WHAT YOU NEED TO DO: In the lines below, how many hold the word "React"? Answer only with the number.

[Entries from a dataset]

=====

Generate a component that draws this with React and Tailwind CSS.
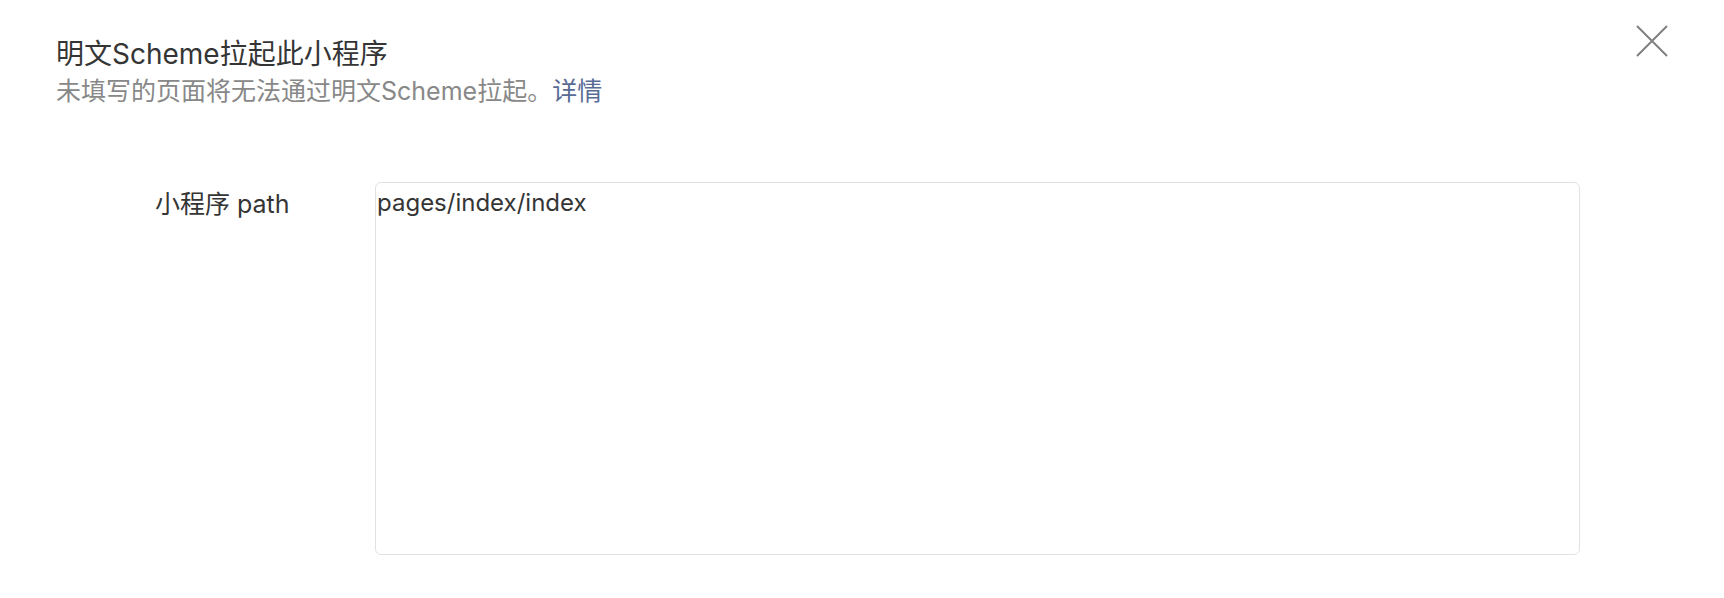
import React from 'react'

function CloseIcon() {
  return (
    <svg width="32" height="32" viewBox="0 0 32 32" fill="none">
      <path d="M1 1L31 31M31 1L1 31" stroke="#808080" strokeWidth="2" />
    </svg>
  )
}

export default function App() {
  return (
    <div className="relative w-full h-[598px] bg-white font-['Inter','Noto_Sans_CJK_SC',sans-serif]">
      <button className="absolute top-[25px] right-[56px] w-8 h-8" aria-label="close">
        <CloseIcon />
      </button>

      <div className="pl-[56px] pt-[37px]">
        <h2 className="text-[28px] leading-[34px] text-[#353535]">明文Scheme拉起此小程序</h2>
        <p className="text-[25px] leading-[40px] text-[#888888]">
          未填写的页面将无法通过明文Scheme拉起。
          <a className="text-[#576b95]" href="#">详情</a>
        </p>
      </div>

      <div className="flex pl-[155px] pt-[71px]">
        <label className="w-[220px] shrink-0 text-[25px] leading-[44px] text-[#353535]">小程序 path</label>
        <textarea
          className="w-[1205px] h-[373px] resize-none border border-[#e2e2e2] rounded-[6px] px-px py-0 text-[24px] leading-[40px] text-[#353535] outline-none"
          defaultValue="pages/index/index"
        />
      </div>
    </div>
  )
}
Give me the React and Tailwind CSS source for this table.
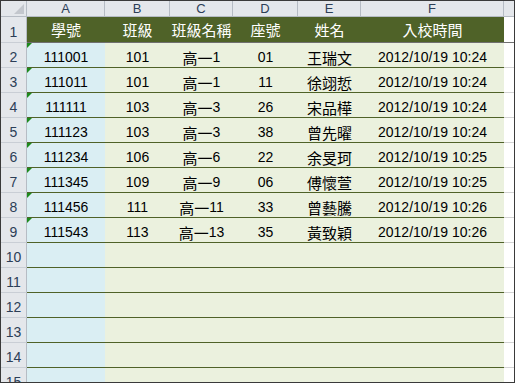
const COLS = ["A", "B", "C", "D", "E", "F"];
const WIDTHS = ["w-[78px]", "w-[65px]", "w-[63px]", "w-[65px]", "w-[63px]", "w-[143px]"];

const HEAD = ["學號", "班級", "班級名稱", "座號", "姓名", "入校時間"];

const ROWS = [
  ["111001", "101", "高一1", "01", "王瑞文", "2012/10/19 10:24"],
  ["111011", "101", "高一1", "11", "徐翊悊", "2012/10/19 10:24"],
  ["111111", "103", "高一3", "26", "宋品樺", "2012/10/19 10:24"],
  ["111123", "103", "高一3", "38", "曾先曜", "2012/10/19 10:24"],
  ["111234", "106", "高一6", "22", "余旻珂", "2012/10/19 10:25"],
  ["111345", "109", "高一9", "06", "傅懷萱", "2012/10/19 10:25"],
  ["111456", "111", "高一11", "33", "曾藝騰", "2012/10/19 10:26"],
  ["111543", "113", "高一13", "35", "黃致穎", "2012/10/19 10:26"],
];

const EMPTY = [10, 11, 12, 13, 14, 15];

// CJK runs are set a touch larger, like PMingLiU next to Arial in Excel
function Mixed({ text }) {
  const parts = text.split(/([\u3000-\u9fff]+)/).filter(Boolean);
  return parts.map((p, i) =>
    /[\u3000-\u9fff]/.test(p) ? (
      <span key={i} className="text-[15px] font-['Noto_Sans_CJK_TC',sans-serif]">
        {p}
      </span>
    ) : (
      <span key={i}>{p}</span>
    )
  );
}

function RowHead({ n, h }) {
  return (
    <div
      className={`${h} w-[26px] shrink-0 border-r border-b border-r-[#b6bcc4] border-b-[#c9ced5] bg-[#e4e7eb] flex items-end justify-center pb-[2px] text-[14px] leading-[16px] text-[#2c3e57]`}
    >
      {n}
    </div>
  );
}

function Flag() {
  return (
    <svg className="absolute left-0 top-0" width="5" height="5" viewBox="0 0 5 5">
      <polygon points="0,0 5,0 0,5" fill="#1d8a1d" />
    </svg>
  );
}

export default function App() {
  return (
    <div className="h-[383px] w-[515px] overflow-hidden border border-[#3a3a3a] bg-white font-['Liberation_Sans',Arial,'Noto_Sans_CJK_TC',sans-serif] text-black">
      {/* column letters */}
      <div className="flex h-[16px]">
        <div className="relative w-[26px] shrink-0 border-r border-b border-[#b6bcc4] bg-[#e4e7eb]">
          <svg className="absolute right-[2px] bottom-[2px]" width="10" height="10" viewBox="0 0 10 10">
            <polygon points="10,0 10,10 0,10" fill="#c3c7cd" />
          </svg>
        </div>
        {COLS.map((c, i) => (
          <div
            key={c}
            className={`${WIDTHS[i]} shrink-0 border-r border-b border-[#b6bcc4] bg-[#e4e7eb] flex items-center justify-center text-[13px] leading-[15px] text-[#2c3e57]`}
          >
            {c}
          </div>
        ))}
        <div className="w-[10px] shrink-0 border-b border-[#b6bcc4] bg-[#e4e7eb]" />
      </div>

      {/* title row */}
      <div className="flex h-[26px]">
        <RowHead n={1} h="h-[26px]" />
        {HEAD.map((t, i) => (
          <div
            key={t}
            className={`${WIDTHS[i]} shrink-0 border-b border-[#707070] bg-[#4f6228] flex items-end justify-center pb-[3px] leading-[18px] text-white`}
          >
            <Mixed text={t} />
          </div>
        ))}
        <div className="w-[10px] shrink-0 border-b border-[#707070]" />
      </div>

      {ROWS.map((r, ri) => (
        <div key={ri} className="flex h-[25px]">
          <RowHead n={ri + 2} h="h-[25px]" />
          {r.map((v, i) => (
            <div
              key={i}
              className={`${WIDTHS[i]} relative shrink-0 border-b border-[#4f6228] ${
                i === 0 ? "bg-[#daeef3]" : "bg-[#ebf1de]"
              } flex items-end justify-center pb-[1px] text-[14px] leading-[17px]`}
            >
              {i === 0 && <Flag />}
              <Mixed text={v} />
            </div>
          ))}
          <div className="w-[10px] shrink-0 border-b border-[#d4d4d4]" />
        </div>
      ))}

      {EMPTY.map((n) => (
        <div key={n} className="flex h-[25px]">
          <RowHead n={n} h="h-[25px]" />
          {COLS.map((c, i) => (
            <div
              key={c}
              className={`${WIDTHS[i]} shrink-0 border-b border-[#4f6228] ${
                i === 0 ? "bg-[#daeef3]" : "bg-[#ebf1de]"
              }`}
            />
          ))}
          <div className="w-[10px] shrink-0 border-b border-[#d4d4d4]" />
        </div>
      ))}
    </div>
  );
}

=====

SOLUTION TO THIS EXERCISE: 3